§ What to work on
Omit all images. Write out the rest of the material exactly.

*-*-*

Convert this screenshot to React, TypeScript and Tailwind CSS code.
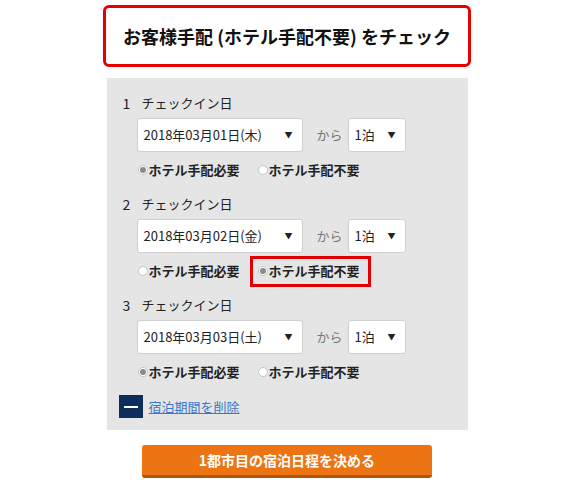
import React from "react";

const font = { fontFamily: '"Noto Sans CJK JP", "Noto Sans", sans-serif' };

function Radio({ checked, label }: { checked: boolean; label: string }) {
  return (
    <span className="flex items-center">
      <span className="w-[10px] h-[10px] rounded-full border border-[#c4c4c4] bg-white flex items-center justify-center">
        {checked && <span className="w-[6px] h-[6px] rounded-full bg-[#8a8a8a]" />}
      </span>
      <span className="ml-[1px] text-[13px] font-bold text-[#222] leading-[18px]">{label}</span>
    </span>
  );
}

function Row({ n, date, first, highlight }: { n: number; date: string; first: boolean; highlight?: boolean }) {
  return (
    <div className="flex flex-col">
      <div className="flex items-center h-[18px] text-[13px] text-[#222]">
        <span className="w-[19px] text-[14px]">{n}</span>
        <span>チェックイン日</span>
      </div>
      <div className="flex items-center mt-[6px] pl-[14px]">
        <div className="w-[166px] h-[34px] bg-white border border-[#cfcfcf] rounded-[3px] flex items-center justify-between pl-[6px] pr-[9px]">
          <span className="text-[13px] text-[#222]">{date}</span>
          <span className="text-[8px] text-[#222]">▼</span>
        </div>
        <span className="ml-[14px] text-[13px] text-[#777]">から</span>
        <div className="ml-[5px] w-[58px] h-[34px] bg-white border border-[#cfcfcf] rounded-[3px] flex items-center justify-between pl-[6px] pr-[9px]">
          <span className="text-[13px] text-[#222]">1泊</span>
          <span className="text-[8px] text-[#222]">▼</span>
        </div>
      </div>
      <div className="flex items-center mt-[9px] pl-[15px] h-[18px]">
        <Radio checked={first} label="ホテル手配必要" />
        <span className="relative ml-[18px]">
          <Radio checked={!first} label="ホテル手配不要" />
          {highlight && (
            <span className="absolute left-[-8px] right-[-11px] top-[-6px] bottom-[-7px] border-[3px] border-[#e00000]" />
          )}
        </span>
      </div>
    </div>
  );
}

export default function App() {
  return (
    <div className="w-[570px] h-[485px] bg-white flex flex-col items-center pl-[4px]" style={font}>
      <div className="mt-[5px] w-[368px] h-[62px] border-[3px] border-[#e60000] rounded-[6px] flex items-center justify-center">
        <span className="text-[18px] font-bold text-[#111]">お客様手配 (ホテル手配不要) をチェック</span>
      </div>
      <div className="mt-[11px] w-[361px] bg-[#e5e5e5] pt-[16px] pb-[12px] pl-[16px] flex flex-col gap-[16px]">
        <Row n={1} date="2018年03月01日(木)" first={true} />
        <Row n={2} date="2018年03月02日(金)" first={false} highlight />
        <Row n={3} date="2018年03月03日(土)" first={true} />
        <div className="flex items-center mt-[-2px]">
          <span className="ml-[-4px] w-[24px] h-[23px] bg-[#0c2d5e] flex items-center justify-center">
            <span className="w-[14px] h-[2px] bg-white" />
          </span>
          <a href="#" className="ml-[6px] text-[13px] text-[#3a78c9] underline">宿泊期間を削除</a>
        </div>
      </div>
      <div className="mt-[15px] w-[290px] h-[33px] bg-[#ec7412] border-b-[3px] border-[#b05405] rounded-[3px] flex items-center justify-center">
        <span className="text-[14px] font-bold text-white">1都市目の宿泊日程を決める</span>
      </div>
    </div>
  );
}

*-*-*

§ Response to this task
Convert this screenshot to React, TypeScript and Tailwind CSS code.
import React from "react";

const font = { fontFamily: '"Noto Sans CJK JP", "Noto Sans", sans-serif' };

function Radio({ checked, label }: { checked: boolean; label: string }) {
  return (
    <span className="flex items-center">
      <span className="w-[10px] h-[10px] rounded-full border border-[#c4c4c4] bg-white flex items-center justify-center">
        {checked && <span className="w-[6px] h-[6px] rounded-full bg-[#8a8a8a]" />}
      </span>
      <span className="ml-[1px] text-[13px] font-bold text-[#222] leading-[18px]">{label}</span>
    </span>
  );
}

function Row({ n, date, first, highlight }: { n: number; date: string; first: boolean; highlight?: boolean }) {
  return (
    <div className="flex flex-col">
      <div className="flex items-center h-[18px] text-[13px] text-[#222]">
        <span className="w-[19px] text-[14px]">{n}</span>
        <span>チェックイン日</span>
      </div>
      <div className="flex items-center mt-[6px] pl-[14px]">
        <div className="w-[166px] h-[34px] bg-white border border-[#cfcfcf] rounded-[3px] flex items-center justify-between pl-[6px] pr-[9px]">
          <span className="text-[13px] text-[#222]">{date}</span>
          <span className="text-[8px] text-[#222]">▼</span>
        </div>
        <span className="ml-[14px] text-[13px] text-[#777]">から</span>
        <div className="ml-[5px] w-[58px] h-[34px] bg-white border border-[#cfcfcf] rounded-[3px] flex items-center justify-between pl-[6px] pr-[9px]">
          <span className="text-[13px] text-[#222]">1泊</span>
          <span className="text-[8px] text-[#222]">▼</span>
        </div>
      </div>
      <div className="flex items-center mt-[9px] pl-[15px] h-[18px]">
        <Radio checked={first} label="ホテル手配必要" />
        <span className="relative ml-[18px]">
          <Radio checked={!first} label="ホテル手配不要" />
          {highlight && (
            <span className="absolute left-[-8px] right-[-11px] top-[-6px] bottom-[-7px] border-[3px] border-[#e00000]" />
          )}
        </span>
      </div>
    </div>
  );
}

export default function App() {
  return (
    <div className="w-[570px] h-[485px] bg-white flex flex-col items-center pl-[4px]" style={font}>
      <div className="mt-[5px] w-[368px] h-[62px] border-[3px] border-[#e60000] rounded-[6px] flex items-center justify-center">
        <span className="text-[18px] font-bold text-[#111]">お客様手配 (ホテル手配不要) をチェック</span>
      </div>
      <div className="mt-[11px] w-[361px] bg-[#e5e5e5] pt-[16px] pb-[12px] pl-[16px] flex flex-col gap-[16px]">
        <Row n={1} date="2018年03月01日(木)" first={true} />
        <Row n={2} date="2018年03月02日(金)" first={false} highlight />
        <Row n={3} date="2018年03月03日(土)" first={true} />
        <div className="flex items-center mt-[-2px]">
          <span className="ml-[-4px] w-[24px] h-[23px] bg-[#0c2d5e] flex items-center justify-center">
            <span className="w-[14px] h-[2px] bg-white" />
          </span>
          <a href="#" className="ml-[6px] text-[13px] text-[#3a78c9] underline">宿泊期間を削除</a>
        </div>
      </div>
      <div className="mt-[15px] w-[290px] h-[33px] bg-[#ec7412] border-b-[3px] border-[#b05405] rounded-[3px] flex items-center justify-center">
        <span className="text-[14px] font-bold text-white">1都市目の宿泊日程を決める</span>
      </div>
    </div>
  );
}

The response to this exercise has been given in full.